# Given task
Copy exactly the lines of the records below, starting at the line that contains "and Tailwind CSS." and continuing through the last line, both included; omit any pictures.

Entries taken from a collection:
>>>

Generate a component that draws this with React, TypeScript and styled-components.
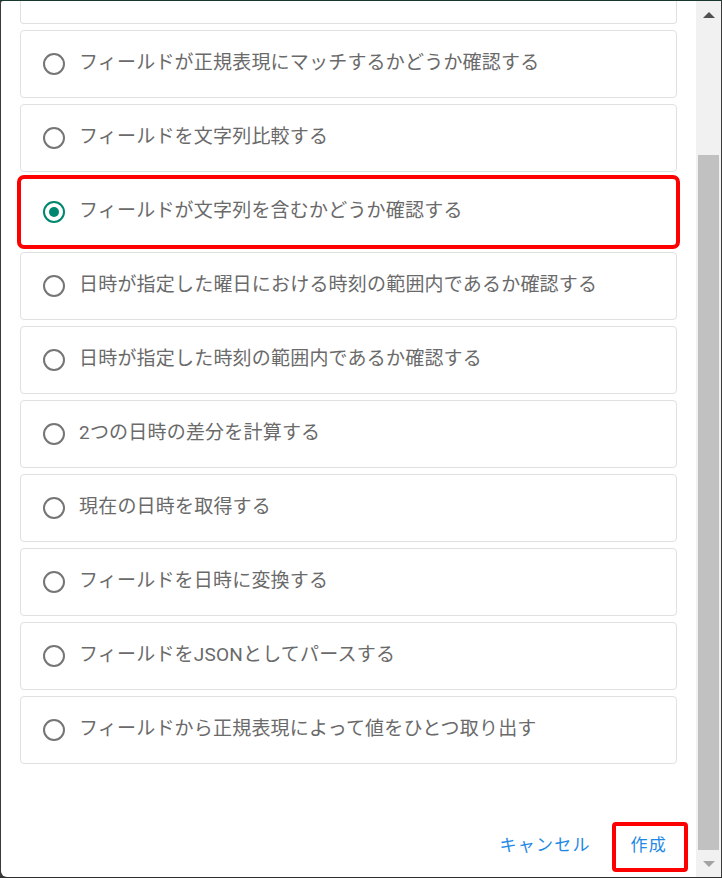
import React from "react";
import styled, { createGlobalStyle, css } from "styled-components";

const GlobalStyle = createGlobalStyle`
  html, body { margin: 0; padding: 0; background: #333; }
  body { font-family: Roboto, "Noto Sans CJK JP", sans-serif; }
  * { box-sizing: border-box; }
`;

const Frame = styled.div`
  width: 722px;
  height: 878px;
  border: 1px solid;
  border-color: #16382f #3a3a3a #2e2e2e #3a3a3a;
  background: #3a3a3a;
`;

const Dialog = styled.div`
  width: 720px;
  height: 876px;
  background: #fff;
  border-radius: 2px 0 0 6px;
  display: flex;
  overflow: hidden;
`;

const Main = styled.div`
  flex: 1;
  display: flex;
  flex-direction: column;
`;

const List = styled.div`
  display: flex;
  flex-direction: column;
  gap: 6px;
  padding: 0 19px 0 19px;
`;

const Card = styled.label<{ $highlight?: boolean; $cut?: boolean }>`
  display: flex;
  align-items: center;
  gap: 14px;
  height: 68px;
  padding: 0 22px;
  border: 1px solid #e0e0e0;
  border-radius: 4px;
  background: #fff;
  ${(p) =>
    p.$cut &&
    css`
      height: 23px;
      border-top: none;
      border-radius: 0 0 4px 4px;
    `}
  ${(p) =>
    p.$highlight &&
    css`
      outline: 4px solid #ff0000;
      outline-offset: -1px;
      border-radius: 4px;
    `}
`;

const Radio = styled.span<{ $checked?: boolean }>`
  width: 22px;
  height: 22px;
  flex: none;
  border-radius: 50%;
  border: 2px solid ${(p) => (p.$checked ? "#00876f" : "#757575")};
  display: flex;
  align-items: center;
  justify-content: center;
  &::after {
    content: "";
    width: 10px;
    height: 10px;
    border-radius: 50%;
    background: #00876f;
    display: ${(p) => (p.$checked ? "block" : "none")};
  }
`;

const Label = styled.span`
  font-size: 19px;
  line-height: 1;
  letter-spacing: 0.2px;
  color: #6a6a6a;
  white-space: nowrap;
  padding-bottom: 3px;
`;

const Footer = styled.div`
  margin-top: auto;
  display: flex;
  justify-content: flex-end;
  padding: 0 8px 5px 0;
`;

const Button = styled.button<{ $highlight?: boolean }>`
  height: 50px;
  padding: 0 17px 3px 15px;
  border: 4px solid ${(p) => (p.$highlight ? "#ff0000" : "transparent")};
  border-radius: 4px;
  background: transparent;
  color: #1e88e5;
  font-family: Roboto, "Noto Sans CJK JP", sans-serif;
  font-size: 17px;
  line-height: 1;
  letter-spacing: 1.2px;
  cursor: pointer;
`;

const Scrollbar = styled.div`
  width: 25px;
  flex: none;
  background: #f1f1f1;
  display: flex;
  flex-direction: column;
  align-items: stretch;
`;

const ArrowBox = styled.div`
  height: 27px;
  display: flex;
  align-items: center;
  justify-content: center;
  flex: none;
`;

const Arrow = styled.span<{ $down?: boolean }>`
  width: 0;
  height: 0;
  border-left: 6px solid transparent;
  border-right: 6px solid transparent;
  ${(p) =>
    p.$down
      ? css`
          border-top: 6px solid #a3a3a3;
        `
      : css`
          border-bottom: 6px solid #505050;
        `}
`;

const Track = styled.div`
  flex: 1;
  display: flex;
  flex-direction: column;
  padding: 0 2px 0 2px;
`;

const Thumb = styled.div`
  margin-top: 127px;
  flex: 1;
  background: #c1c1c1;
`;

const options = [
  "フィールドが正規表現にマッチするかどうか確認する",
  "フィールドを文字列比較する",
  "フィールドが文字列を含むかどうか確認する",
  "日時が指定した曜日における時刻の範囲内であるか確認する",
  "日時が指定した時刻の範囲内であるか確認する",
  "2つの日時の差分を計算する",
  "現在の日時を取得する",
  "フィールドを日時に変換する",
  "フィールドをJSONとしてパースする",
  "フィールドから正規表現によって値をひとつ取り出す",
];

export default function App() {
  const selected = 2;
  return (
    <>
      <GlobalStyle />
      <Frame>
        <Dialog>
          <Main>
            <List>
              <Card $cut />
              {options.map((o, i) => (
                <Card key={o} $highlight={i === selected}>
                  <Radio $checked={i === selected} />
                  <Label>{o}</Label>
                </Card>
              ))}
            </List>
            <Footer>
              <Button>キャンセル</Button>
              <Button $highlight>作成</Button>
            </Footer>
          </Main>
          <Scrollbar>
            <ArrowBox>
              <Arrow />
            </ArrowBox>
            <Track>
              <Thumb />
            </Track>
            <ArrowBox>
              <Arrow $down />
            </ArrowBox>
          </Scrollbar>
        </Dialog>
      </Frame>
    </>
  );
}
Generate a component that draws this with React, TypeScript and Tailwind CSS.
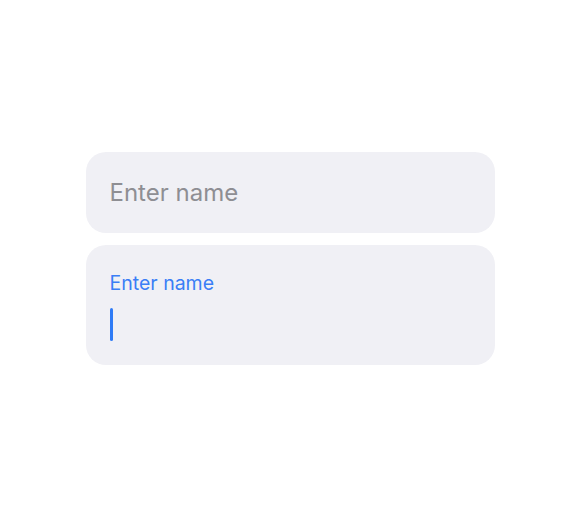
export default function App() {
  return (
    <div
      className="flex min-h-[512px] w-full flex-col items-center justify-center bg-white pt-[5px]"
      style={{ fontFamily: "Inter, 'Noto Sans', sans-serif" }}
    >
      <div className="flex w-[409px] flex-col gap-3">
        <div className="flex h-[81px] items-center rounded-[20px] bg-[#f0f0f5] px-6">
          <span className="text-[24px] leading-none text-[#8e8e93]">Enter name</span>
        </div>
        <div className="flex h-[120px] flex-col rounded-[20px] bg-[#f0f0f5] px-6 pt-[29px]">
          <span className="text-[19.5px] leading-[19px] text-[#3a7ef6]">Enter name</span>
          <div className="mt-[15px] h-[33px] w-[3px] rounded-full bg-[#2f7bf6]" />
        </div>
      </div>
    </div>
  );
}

<<<

# The result
Generate a component that draws this with React, TypeScript and Tailwind CSS.
export default function App() {
  return (
    <div
      className="flex min-h-[512px] w-full flex-col items-center justify-center bg-white pt-[5px]"
      style={{ fontFamily: "Inter, 'Noto Sans', sans-serif" }}
    >
      <div className="flex w-[409px] flex-col gap-3">
        <div className="flex h-[81px] items-center rounded-[20px] bg-[#f0f0f5] px-6">
          <span className="text-[24px] leading-none text-[#8e8e93]">Enter name</span>
        </div>
        <div className="flex h-[120px] flex-col rounded-[20px] bg-[#f0f0f5] px-6 pt-[29px]">
          <span className="text-[19.5px] leading-[19px] text-[#3a7ef6]">Enter name</span>
          <div className="mt-[15px] h-[33px] w-[3px] rounded-full bg-[#2f7bf6]" />
        </div>
      </div>
    </div>
  );
}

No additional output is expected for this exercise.